Thu-Dec. 9- 4:10 p.m. -The Senate has just rejected an attempt to bring the defense authorization bill to the floor, effectively killing the prospects for repealing Don’t Ask, Don’t Tell this year, and likely for years to come.
The vote was 57 to 40.
It could not be determined immediately which three senators did not vote. Most moderate Republicans, including Massachusetts’ Scott Brown, Illinois’ Mark Kirk, and Maine Senator Olympia Snowe, voted against allowing the bill to the floor. Republican Senator Susan Collins, who was a chief negotiator for trying to get the bill to the floor, voted for cloture.
It was a dramatic finish and, undoubtedly, viewers saw on the Senate floor just the tip of the iceberg in negotiations that sought to bring about repeal of the military’s ban on openly gay servicemembers.
Senate Majority Leader Harry Reid took to the floor at about 3 o’clock, saying he had had tried “every possible way to move forward” on the defense authorization bill, which contains language to repeal Don’t Ask, Don’t Tell. But in the end, said Reid, Republicans were clearly bent on killing the repeal.

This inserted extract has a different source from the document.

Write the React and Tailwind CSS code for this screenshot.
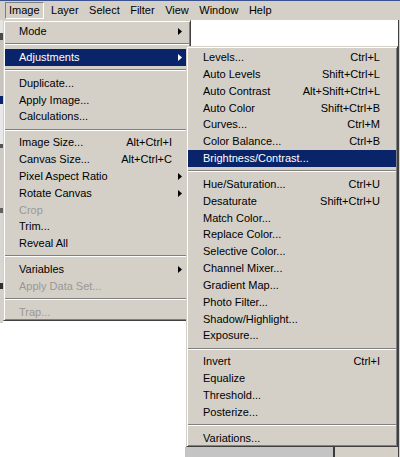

“I’ve bent over backwards, but it’s clear that Republicans…don’t want to have a vote on [Don’t Ask, Don’t Tell],” said Reid, “and they’re doing whatever they can to stand in the way of this bill.”
But Collins, who has been the considered a deal-maker for Republicans on the measure, rush to the floor following Reid’s remarks and suggested she was baffled at Reid’s decision to call for reconsideration of last September’s failed vote to break the Republican-led filibuster on the measure.
“I want to vote to proceed to this bill,” said Collins, saying it was a “vitally important bill.”
“I just do not understand why we can’t proceed along a path that will bring us to success and allow us to get the 60 votes to proceed,” she said. “I’m willing to be one of those votes. I thought we were extremely close.”
Reid complimented Collins for her efforts and said she was not the problem. The problem, he said, was the GOP’s announced determination to obstruct consideration of any legislation until Congress passed a Republican-backed tax cut extension.
Gay groups working for passage of the DADT repeal measure were deeply disappointed.
Aubrey Sarvis, head of the Servicemembers Legal Defense Network (SLDN), called it an outrage and urged the Senate to stay in session “to find another path for repeal to get done in the lame-duck.”
“While difficult,” acknowledged Sarvis, “realistic options still exist for advocates and Senators to move repeal this year.” It’s not clear what those options are. Most observers have made clear that if the Senate rejected the motion to send the Defense bill to the floor, the repeal of DADT was effectively dead for this Congressional session. The next Congressional session includes a Congressional make-up that provides very few prospects for passage of the legislation.